**Direction:** Copy from the first line below down to and including the line with "const BR = 1096;". Skip the pictures.

[Pages as source code]
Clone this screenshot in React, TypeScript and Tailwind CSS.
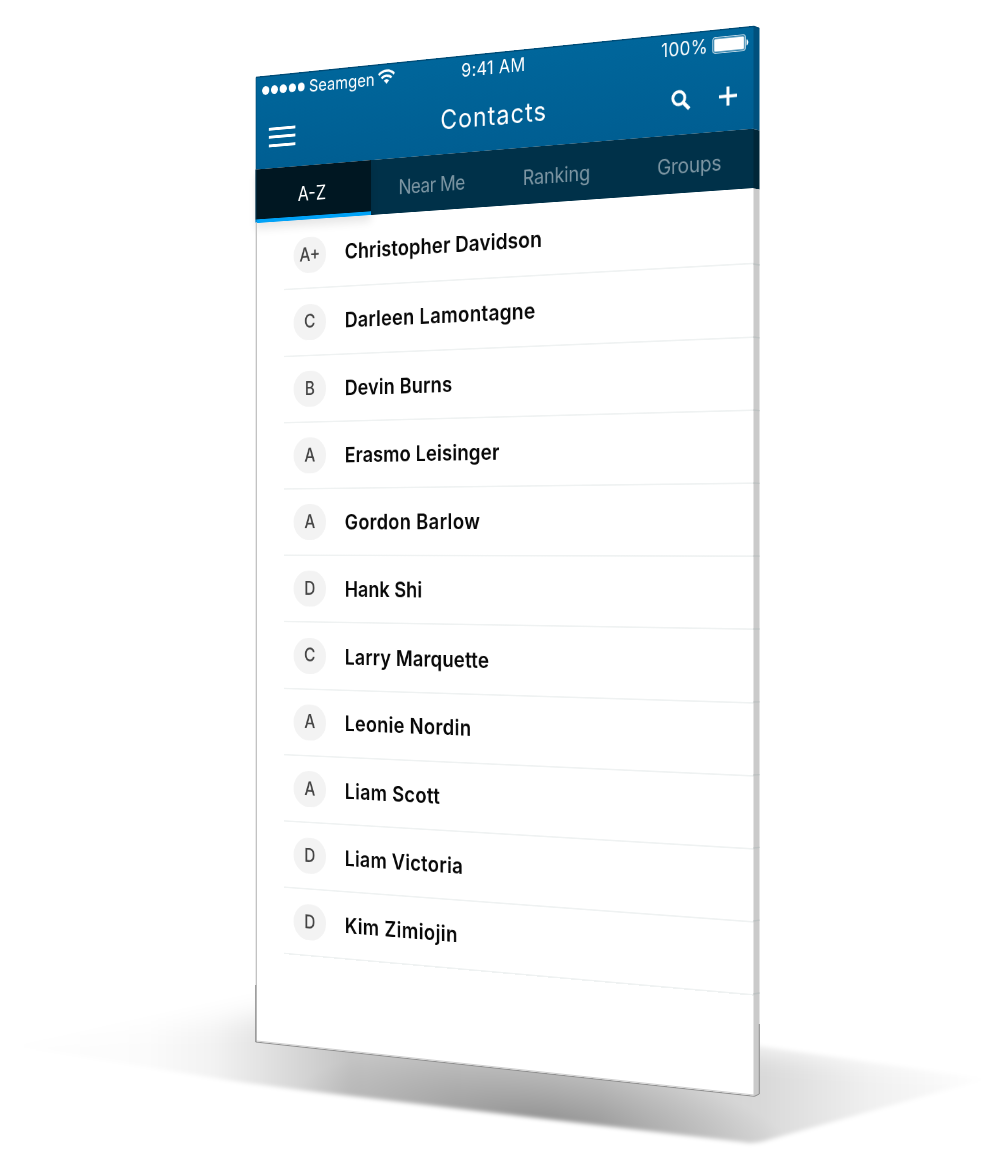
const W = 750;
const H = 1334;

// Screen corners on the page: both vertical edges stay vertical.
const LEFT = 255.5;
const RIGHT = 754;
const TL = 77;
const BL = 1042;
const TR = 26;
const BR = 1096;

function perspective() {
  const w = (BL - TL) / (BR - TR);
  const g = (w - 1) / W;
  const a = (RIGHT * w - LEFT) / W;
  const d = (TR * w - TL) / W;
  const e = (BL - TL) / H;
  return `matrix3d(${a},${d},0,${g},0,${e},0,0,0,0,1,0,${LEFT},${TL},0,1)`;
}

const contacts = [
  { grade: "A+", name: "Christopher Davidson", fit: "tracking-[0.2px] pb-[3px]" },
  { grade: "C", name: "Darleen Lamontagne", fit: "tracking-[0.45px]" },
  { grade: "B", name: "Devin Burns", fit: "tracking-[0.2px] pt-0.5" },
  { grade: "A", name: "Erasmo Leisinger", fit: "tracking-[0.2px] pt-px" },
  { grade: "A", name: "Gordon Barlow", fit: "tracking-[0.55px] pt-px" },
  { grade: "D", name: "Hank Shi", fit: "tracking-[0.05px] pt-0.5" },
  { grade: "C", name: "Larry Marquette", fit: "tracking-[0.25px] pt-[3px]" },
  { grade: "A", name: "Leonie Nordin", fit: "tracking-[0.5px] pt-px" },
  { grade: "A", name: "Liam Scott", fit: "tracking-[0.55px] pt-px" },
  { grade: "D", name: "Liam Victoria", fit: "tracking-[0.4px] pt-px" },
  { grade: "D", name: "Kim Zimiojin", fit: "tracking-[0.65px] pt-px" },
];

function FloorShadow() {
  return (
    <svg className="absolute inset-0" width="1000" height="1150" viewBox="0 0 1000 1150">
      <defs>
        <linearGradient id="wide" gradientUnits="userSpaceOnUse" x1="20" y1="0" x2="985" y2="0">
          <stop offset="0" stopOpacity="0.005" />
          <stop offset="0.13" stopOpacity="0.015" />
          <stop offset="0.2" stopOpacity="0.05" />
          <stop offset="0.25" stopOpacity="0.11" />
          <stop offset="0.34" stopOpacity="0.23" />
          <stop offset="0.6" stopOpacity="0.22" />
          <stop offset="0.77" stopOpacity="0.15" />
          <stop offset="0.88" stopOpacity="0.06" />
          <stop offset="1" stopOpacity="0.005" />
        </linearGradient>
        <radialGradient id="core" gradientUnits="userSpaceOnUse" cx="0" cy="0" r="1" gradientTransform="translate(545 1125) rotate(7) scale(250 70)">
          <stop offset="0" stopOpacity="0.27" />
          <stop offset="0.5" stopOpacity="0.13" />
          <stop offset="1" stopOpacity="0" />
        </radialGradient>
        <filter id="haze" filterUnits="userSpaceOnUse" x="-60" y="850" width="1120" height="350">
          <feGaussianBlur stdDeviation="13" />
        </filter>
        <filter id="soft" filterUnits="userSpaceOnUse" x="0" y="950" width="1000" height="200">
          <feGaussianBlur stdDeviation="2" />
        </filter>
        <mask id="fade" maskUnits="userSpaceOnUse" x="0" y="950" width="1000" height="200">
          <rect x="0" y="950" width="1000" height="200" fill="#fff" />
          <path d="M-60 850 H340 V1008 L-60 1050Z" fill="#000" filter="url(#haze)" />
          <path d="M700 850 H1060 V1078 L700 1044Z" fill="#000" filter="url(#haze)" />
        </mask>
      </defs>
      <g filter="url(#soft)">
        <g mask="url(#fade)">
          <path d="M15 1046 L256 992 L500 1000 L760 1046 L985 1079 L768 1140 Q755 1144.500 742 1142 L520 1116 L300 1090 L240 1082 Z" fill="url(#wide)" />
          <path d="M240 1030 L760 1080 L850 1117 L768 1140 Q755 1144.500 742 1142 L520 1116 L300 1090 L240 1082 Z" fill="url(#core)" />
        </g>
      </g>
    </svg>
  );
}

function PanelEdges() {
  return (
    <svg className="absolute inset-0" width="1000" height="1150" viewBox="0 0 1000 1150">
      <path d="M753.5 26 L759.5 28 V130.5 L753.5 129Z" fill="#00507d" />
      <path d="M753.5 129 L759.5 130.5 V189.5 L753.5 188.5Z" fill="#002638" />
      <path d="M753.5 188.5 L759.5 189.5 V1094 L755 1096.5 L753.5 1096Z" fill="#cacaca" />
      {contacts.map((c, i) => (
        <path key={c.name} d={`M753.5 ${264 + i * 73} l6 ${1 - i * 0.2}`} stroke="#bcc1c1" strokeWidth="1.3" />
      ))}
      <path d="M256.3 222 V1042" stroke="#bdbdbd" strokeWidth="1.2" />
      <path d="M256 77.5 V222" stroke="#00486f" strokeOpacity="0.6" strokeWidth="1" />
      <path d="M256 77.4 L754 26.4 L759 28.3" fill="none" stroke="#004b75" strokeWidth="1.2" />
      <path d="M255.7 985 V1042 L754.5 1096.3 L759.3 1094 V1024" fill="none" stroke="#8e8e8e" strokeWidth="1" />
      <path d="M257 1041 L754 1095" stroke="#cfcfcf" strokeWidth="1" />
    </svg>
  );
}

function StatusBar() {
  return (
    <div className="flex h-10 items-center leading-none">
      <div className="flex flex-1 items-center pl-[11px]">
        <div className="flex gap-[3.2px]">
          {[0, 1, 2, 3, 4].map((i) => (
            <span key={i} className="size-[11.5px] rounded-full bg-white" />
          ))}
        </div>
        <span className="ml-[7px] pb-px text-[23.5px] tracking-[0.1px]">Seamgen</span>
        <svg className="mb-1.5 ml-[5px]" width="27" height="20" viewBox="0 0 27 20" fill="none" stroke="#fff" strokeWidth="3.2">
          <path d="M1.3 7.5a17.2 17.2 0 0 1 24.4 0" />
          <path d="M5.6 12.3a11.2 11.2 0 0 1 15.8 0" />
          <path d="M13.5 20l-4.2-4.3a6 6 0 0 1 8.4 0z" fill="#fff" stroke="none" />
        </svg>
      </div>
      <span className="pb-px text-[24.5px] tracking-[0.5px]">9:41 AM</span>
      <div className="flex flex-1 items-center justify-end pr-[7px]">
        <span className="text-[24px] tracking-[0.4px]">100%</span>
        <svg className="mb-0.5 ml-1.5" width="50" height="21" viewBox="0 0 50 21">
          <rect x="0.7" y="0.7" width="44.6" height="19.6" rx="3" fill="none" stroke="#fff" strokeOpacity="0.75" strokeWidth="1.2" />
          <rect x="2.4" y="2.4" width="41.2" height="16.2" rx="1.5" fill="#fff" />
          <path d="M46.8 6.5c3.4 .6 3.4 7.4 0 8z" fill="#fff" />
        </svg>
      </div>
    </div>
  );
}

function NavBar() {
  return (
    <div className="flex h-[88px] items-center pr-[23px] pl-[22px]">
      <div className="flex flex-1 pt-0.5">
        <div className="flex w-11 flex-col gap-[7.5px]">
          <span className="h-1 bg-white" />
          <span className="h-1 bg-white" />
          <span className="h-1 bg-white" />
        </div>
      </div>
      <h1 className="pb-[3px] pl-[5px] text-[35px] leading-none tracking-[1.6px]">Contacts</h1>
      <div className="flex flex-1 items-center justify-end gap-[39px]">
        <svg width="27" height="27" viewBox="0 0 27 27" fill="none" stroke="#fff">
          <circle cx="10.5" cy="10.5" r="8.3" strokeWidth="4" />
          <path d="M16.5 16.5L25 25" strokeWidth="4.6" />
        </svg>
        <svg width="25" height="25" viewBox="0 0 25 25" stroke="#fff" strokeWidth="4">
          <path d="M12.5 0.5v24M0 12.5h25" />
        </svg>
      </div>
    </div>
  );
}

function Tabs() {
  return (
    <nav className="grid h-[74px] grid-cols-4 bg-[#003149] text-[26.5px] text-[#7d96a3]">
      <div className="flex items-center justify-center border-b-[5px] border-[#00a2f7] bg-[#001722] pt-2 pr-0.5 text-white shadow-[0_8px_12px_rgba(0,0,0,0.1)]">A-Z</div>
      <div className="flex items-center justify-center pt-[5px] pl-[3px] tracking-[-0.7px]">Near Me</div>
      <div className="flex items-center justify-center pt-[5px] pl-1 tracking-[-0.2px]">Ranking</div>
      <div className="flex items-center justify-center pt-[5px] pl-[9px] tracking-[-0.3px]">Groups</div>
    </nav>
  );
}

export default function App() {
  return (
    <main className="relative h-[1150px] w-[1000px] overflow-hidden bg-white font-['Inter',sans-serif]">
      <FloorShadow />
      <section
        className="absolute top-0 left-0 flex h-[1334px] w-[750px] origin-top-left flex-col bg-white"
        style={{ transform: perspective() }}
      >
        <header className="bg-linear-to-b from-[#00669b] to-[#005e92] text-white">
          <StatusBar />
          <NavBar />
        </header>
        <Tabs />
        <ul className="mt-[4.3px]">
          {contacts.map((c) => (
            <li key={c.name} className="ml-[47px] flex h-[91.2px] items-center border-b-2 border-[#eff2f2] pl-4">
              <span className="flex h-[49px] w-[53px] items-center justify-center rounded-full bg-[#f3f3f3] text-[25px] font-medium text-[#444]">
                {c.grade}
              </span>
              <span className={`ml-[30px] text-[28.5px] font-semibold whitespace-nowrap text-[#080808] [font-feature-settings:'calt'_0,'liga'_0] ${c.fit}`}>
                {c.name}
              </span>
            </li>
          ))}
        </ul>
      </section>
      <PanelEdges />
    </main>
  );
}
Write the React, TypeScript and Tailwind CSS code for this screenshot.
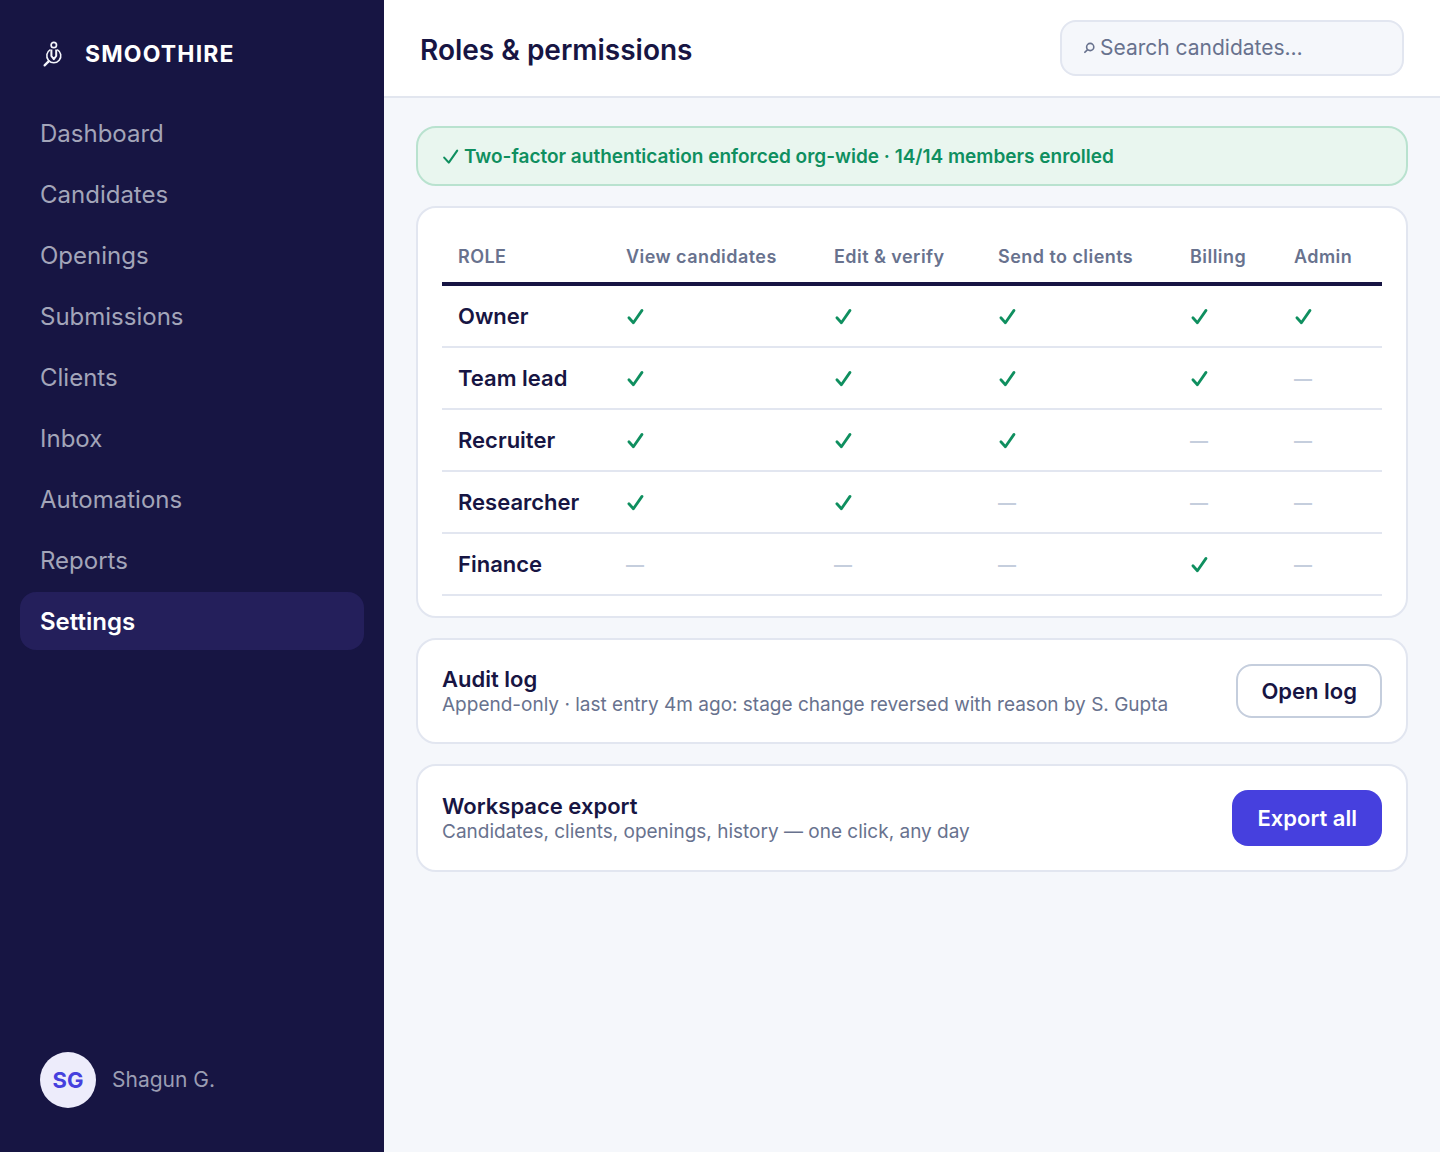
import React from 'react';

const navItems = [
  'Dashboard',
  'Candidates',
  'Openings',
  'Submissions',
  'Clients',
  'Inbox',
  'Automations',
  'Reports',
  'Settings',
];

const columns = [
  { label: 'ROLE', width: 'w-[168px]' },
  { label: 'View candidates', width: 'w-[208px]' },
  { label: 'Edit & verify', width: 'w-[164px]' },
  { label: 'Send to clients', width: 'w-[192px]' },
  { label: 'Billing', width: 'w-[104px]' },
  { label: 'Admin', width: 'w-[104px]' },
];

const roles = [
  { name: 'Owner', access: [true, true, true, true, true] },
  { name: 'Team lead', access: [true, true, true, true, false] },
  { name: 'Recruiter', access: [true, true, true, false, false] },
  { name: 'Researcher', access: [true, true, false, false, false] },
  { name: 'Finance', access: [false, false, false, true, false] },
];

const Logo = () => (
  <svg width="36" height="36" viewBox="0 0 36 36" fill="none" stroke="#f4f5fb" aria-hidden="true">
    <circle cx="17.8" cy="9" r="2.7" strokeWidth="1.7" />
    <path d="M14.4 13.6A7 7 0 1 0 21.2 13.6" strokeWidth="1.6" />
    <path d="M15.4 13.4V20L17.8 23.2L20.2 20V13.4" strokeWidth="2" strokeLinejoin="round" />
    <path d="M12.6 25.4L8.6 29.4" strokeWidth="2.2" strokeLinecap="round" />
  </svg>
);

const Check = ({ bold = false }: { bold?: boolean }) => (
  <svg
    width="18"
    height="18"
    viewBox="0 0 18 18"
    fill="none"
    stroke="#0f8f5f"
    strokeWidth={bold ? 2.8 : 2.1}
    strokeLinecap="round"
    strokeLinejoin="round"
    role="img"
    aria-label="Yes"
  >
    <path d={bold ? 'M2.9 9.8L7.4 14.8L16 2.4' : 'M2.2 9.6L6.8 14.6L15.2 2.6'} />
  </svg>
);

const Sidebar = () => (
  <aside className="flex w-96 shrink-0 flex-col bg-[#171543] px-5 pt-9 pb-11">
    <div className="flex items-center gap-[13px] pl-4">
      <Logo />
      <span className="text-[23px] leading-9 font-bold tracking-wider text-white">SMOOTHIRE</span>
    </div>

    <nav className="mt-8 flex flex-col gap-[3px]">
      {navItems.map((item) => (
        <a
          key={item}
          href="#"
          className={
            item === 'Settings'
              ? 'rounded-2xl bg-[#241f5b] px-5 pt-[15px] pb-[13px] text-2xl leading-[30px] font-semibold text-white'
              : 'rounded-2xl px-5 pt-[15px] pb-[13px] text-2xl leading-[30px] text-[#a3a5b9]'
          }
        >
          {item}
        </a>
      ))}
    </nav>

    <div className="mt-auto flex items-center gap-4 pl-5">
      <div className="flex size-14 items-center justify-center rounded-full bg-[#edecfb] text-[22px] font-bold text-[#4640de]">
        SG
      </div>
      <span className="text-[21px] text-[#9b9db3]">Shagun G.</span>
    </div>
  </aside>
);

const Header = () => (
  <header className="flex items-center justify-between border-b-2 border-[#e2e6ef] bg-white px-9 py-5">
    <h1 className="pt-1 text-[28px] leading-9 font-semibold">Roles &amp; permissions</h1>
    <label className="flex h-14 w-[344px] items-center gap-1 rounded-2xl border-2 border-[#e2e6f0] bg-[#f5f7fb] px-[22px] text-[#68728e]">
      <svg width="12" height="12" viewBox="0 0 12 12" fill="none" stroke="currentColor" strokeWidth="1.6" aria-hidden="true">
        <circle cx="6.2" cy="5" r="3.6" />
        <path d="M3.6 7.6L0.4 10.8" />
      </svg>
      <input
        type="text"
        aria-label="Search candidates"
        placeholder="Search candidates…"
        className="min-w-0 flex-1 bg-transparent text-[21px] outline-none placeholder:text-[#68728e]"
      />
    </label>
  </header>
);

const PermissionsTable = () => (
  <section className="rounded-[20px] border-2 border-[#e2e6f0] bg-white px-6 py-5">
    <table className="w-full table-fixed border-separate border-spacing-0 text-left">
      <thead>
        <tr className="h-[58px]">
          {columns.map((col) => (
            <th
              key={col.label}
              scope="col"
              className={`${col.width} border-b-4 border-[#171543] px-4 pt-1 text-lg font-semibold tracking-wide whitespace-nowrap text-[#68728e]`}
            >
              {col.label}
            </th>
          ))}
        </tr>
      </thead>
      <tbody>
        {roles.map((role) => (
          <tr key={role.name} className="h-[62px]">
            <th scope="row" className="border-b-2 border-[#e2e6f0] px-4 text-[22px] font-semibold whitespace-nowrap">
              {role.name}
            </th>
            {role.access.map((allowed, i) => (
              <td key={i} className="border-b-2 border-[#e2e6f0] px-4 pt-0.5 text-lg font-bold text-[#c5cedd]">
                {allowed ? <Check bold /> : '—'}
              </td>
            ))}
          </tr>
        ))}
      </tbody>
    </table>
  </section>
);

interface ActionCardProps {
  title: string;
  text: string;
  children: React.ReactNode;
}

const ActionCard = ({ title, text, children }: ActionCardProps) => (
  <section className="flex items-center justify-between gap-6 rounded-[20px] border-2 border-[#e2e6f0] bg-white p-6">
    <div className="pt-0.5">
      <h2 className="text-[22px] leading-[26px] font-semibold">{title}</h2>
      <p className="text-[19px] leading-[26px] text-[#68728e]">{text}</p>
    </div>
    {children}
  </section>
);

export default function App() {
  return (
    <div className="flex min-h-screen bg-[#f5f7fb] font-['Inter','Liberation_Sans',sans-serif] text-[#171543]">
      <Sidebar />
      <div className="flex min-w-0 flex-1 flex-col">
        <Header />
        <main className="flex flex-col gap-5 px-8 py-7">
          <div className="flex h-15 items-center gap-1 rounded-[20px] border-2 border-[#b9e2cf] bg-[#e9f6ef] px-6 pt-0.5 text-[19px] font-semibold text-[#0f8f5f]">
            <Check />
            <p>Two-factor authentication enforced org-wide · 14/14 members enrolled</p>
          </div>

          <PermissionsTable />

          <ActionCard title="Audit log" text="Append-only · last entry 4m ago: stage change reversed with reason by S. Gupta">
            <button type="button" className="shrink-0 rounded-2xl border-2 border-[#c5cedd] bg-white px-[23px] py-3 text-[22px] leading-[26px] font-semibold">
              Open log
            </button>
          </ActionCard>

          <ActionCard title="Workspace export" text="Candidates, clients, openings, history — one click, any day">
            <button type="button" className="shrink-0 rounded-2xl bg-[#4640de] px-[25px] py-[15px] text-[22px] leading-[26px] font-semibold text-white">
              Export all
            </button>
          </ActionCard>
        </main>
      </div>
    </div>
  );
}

**Expected answer:**
Clone this screenshot in React, TypeScript and Tailwind CSS.
const W = 750;
const H = 1334;

// Screen corners on the page: both vertical edges stay vertical.
const LEFT = 255.5;
const RIGHT = 754;
const TL = 77;
const BL = 1042;
const TR = 26;
const BR = 1096;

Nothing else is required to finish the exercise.